Page 2 of 4 Heritage Credit Union filed the Motion for Summary Judgment more than 14 days after the Browns filed the Answer. This makes it a regular motion for summary judgment subject to the requirements of Rule 56. See V.R.C.P. 80.1(c) (containing special rules for summary judgment filings in foreclosure actions if made within 14 days of a defendant’s answer). The purpose of Rule 56’s requirements is to weed out claims that do not merit a trial. Bushey v. Allstate Ins. Co., 164 Vt. 399, 405 (1995). To accomplish this, the formal requirements demand a moving party file the “separate and concise statement of undisputed material facts consisting of numbered paragraphs with specific citations to particular parts of materials in the record, including . . . admissible materials.” V.R.C.P. 56(c)(1).

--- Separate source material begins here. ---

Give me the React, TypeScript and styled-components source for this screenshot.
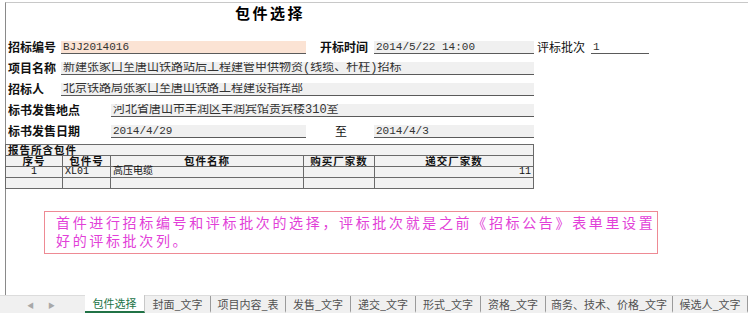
import styled, { createGlobalStyle } from "styled-components";

const GlobalStyle = createGlobalStyle`
    html, body {
        margin: 0;
        padding: 0;
        background: #ffffff;
        font-family: "Noto Sans CJK SC", "Liberation Sans", sans-serif;
    }
`;

const Page = styled.div`
    width: 748px;
    height: 313px;
    display: flex;
    flex-direction: column;
    overflow: hidden;
    background: #ffffff;
`;

const Sheet = styled.section`
    flex: 1;
    margin-top: 2px;
    margin-left: 5px;
    border-top: 1px solid #c8c8c8;
    border-left: 1px solid #8a8a8a;
    display: flex;
    flex-direction: column;
`;

const Title = styled.h2`
    width: 528px;
    margin: 0;
    padding-top: 1px;
    height: 29px;
    text-align: center;
    font-size: 15px;
    line-height: 18px;
    letter-spacing: 2.5px;
    font-weight: 700;
    color: #000;
`;

const Row = styled.div`
    display: flex;
    align-items: flex-end;
    height: 21px;
`;

const Label = styled.span<{ $w: number; $pl?: number; $normal?: boolean; $center?: boolean }>`
    width: ${(p) => p.$w}px;
    padding-left: ${(p) => p.$pl ?? 2}px;
    box-sizing: border-box;
    font-size: 12px;
    line-height: 14px;
    font-weight: ${(p) => (p.$normal ? 400 : 700)};
    text-align: ${(p) => (p.$center ? "center" : "left")};
    color: #111;
    white-space: nowrap;
`;

const Field = styled.span<{ $w: number; $bg?: string; $latin?: boolean }>`
    width: ${(p) => p.$w}px;
    height: 12px;
    box-sizing: content-box;
    padding-left: 2px;
    background: ${(p) => p.$bg ?? "#f0f0f0"};
    border-bottom: 1px solid #5a5a5a;
    font-family: ${(p) => (p.$latin ? `"Liberation Mono", "DejaVu Sans Mono", monospace` : `"Liberation Mono", "Noto Sans CJK SC", monospace`)};
    font-size: ${(p) => (p.$latin ? 11 : 12)}px;
    line-height: 13px;
    color: #333;
    white-space: nowrap;
    overflow: hidden;
`;

const Table = styled.table`
    margin-top: 6px;
    width: 528px;
    border-collapse: collapse;
    table-layout: fixed;
    font-size: 10px;
    color: #111;
    margin-left: -1px;
`;

const Cell = styled.td<{ $align?: string; $bold?: boolean }>`
    height: 10px;
    padding: 0 2px;
    border: 1px solid #6a6a6a;
    background: #f2f2f2;
    line-height: 10px;
    text-align: ${(p) => p.$align ?? "left"};
    font-weight: ${(p) => (p.$bold ? 700 : 400)};
    font-family: "Liberation Mono", "Noto Sans CJK SC", monospace;
    white-space: nowrap;
    vertical-align: middle;
`;

const HeadCell = styled(Cell)`
    font-family: "Noto Sans CJK SC", sans-serif;
    font-size: 10.5px;
    letter-spacing: 1px;
`;

const Note = styled.div`
    margin: 22px 0 0 38px;
    width: 595px;
    height: 40px;
    padding: 1px 6px 0 11px;
    border: 1px solid #ee8a94;
    font-size: 14px;
    line-height: 18px;
    letter-spacing: 2.65px;
    color: #e23fd8;
    white-space: nowrap;
`;

const TabBar = styled.nav`
    height: 17px;
    display: flex;
    align-items: stretch;
    background: #f0f0f0;
    border-top: 1px solid #dcdcdc;
    font-size: 11px;
    color: #505050;
`;

const Arrows = styled.div`
    width: 85px;
    display: flex;
    align-items: center;
    gap: 14px;
    padding-left: 27px;
    box-sizing: border-box;
    font-size: 7px;
    color: #a8a8a8;
`;

const Tab = styled.div<{ $active?: boolean; $w: number }>`
    width: ${(p) => p.$w}px;
    display: flex;
    align-items: center;
    justify-content: center;
    white-space: nowrap;
    background: ${(p) => (p.$active ? "#ffffff" : "transparent")};
    color: ${(p) => (p.$active ? "#217346" : "#505050")};
    border-bottom: 2px solid ${(p) => (p.$active ? "#217346" : "transparent")};
    border-right: 1px solid ${(p) => (p.$active ? "#c8c8c8" : "#9a9a9a")};
    box-sizing: border-box;
    margin-top: ${(p) => (p.$active ? -1 : 0)}px;
`;

const tabs = [
    { name: "包件选择", w: 60 },
    { name: "封面_文字", w: 66 },
    { name: "项目内容_表", w: 75 },
    { name: "发售_文字", w: 65 },
    { name: "递交_文字", w: 65 },
    { name: "形式_文字", w: 65 },
    { name: "资格_文字", w: 65 },
    { name: "商务、技术、价格_文字", w: 127 },
    { name: "候选人_文字", w: 75 },
];

const packages = [
    { no: "1", code: "XL01", name: "高压电缆", buy: "", submit: "11" },
    { no: "", code: "", name: "", buy: "", submit: "" },
];

export default () => {
    return (
        <Page>
            <GlobalStyle />
            <Sheet>
                <Title>包件选择</Title>
                <Row>
                    <Label $w={55}>招标编号</Label>
                    <Field $w={243} $bg="#fbe3d4" $latin>BJJ2014016</Field>
                    <Label $w={68} $pl={14}>开标时间</Label>
                    <Field $w={158} $latin>2014/5/22 14:00</Field>
                    <Label $w={57} $pl={3} $normal>评标批次</Label>
                    <Field $w={56} $bg="transparent" $latin>1</Field>
                </Row>
                <Row>
                    <Label $w={55}>项目名称</Label>
                    <Field $w={471}>新建张家口至唐山铁路站后工程建管甲供物资(线缆、杆柱)招标</Field>
                </Row>
                <Row>
                    <Label $w={55}>招标人</Label>
                    <Field $w={471}>北京铁路局张家口至唐山铁路工程建设指挥部</Field>
                </Row>
                <Row>
                    <Label $w={105}>标书发售地点</Label>
                    <Field $w={421}>河北省唐山市丰润区丰润宾馆贵宾楼310室</Field>
                </Row>
                <Row>
                    <Label $w={105}>标书发售日期</Label>
                    <Field $w={193} $latin>2014/4/29</Field>
                    <Label $w={68} $normal $center>至</Label>
                    <Field $w={158} $latin>2014/4/3</Field>
                </Row>
                <Table>
                    <colgroup>
                        <col style={{ width: 57 }} />
                        <col style={{ width: 48 }} />
                        <col style={{ width: 193 }} />
                        <col style={{ width: 71 }} />
                        <col style={{ width: 159 }} />
                    </colgroup>
                    <tbody>
                        <tr>
                            <HeadCell colSpan={5} $bold>报告所含包件</HeadCell>
                        </tr>
                        <tr>
                            <HeadCell $bold $align="center">序号</HeadCell>
                            <HeadCell $bold $align="center">包件号</HeadCell>
                            <HeadCell $bold $align="center">包件名称</HeadCell>
                            <HeadCell $bold $align="center">购买厂家数</HeadCell>
                            <HeadCell $bold $align="center">递交厂家数</HeadCell>
                        </tr>
                        {packages.map((p, i) => (
                            <tr key={i}>
                                <Cell $align="center">{p.no}</Cell>
                                <Cell>{p.code}</Cell>
                                <Cell>{p.name}</Cell>
                                <Cell>{p.buy}</Cell>
                                <Cell $align="right">{p.submit}</Cell>
                            </tr>
                        ))}
                    </tbody>
                </Table>
                <Note>
                    首件进行招标编号和评标批次的选择，评标批次就是之前《招标公告》表单里设置<br />
                    好的评标批次列。
                </Note>
            </Sheet>
            <TabBar>
                <Arrows>
                    <span>◀</span>
                    <span>▶</span>
                </Arrows>
                {tabs.map((t, i) => (
                    <Tab key={t.name} $w={t.w} $active={i === 0}>{t.name}</Tab>
                ))}
            </TabBar>
        </Page>
    );
};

The statement of undisputed material facts facilitates the required form of answer which includes a paragraph-by-paragraph response indicating if a fact is disputed. V.R.C.P. 56(c)(2). Combined, the two filings, and associated attachments, are designed to prevent parties from resting on undeveloped facts and prove that the case could be disposed of on the merits of the record. Webb v. Leclair, 2007 VT 65, ¶ 14, 182 Vt. 559. Therefore, “[b]efore the court can grant summary judgment, it must give the opposing party a reasonable opportunity to show the existence of a fact question.” Campbell v. Dupont, 138 Vt. 448, 450 (1980).

The facilitation of a proper response under Rule 56 can be useful for pro se parties, as the formal requirements give them a template on which to defend their case. Cf. In re Verizon Wireless Barton Permit, 2010 VT 62, ¶ 22, 188 Vt. 262 (discussing the limits of pro se status as a shield against adverse outcomes). Without the template created by the rules, the motion does not facilitate provision of coherent evidence of a disputed material fact.

At the time of filing the motion for summary judgment, the Browns were unrepresented.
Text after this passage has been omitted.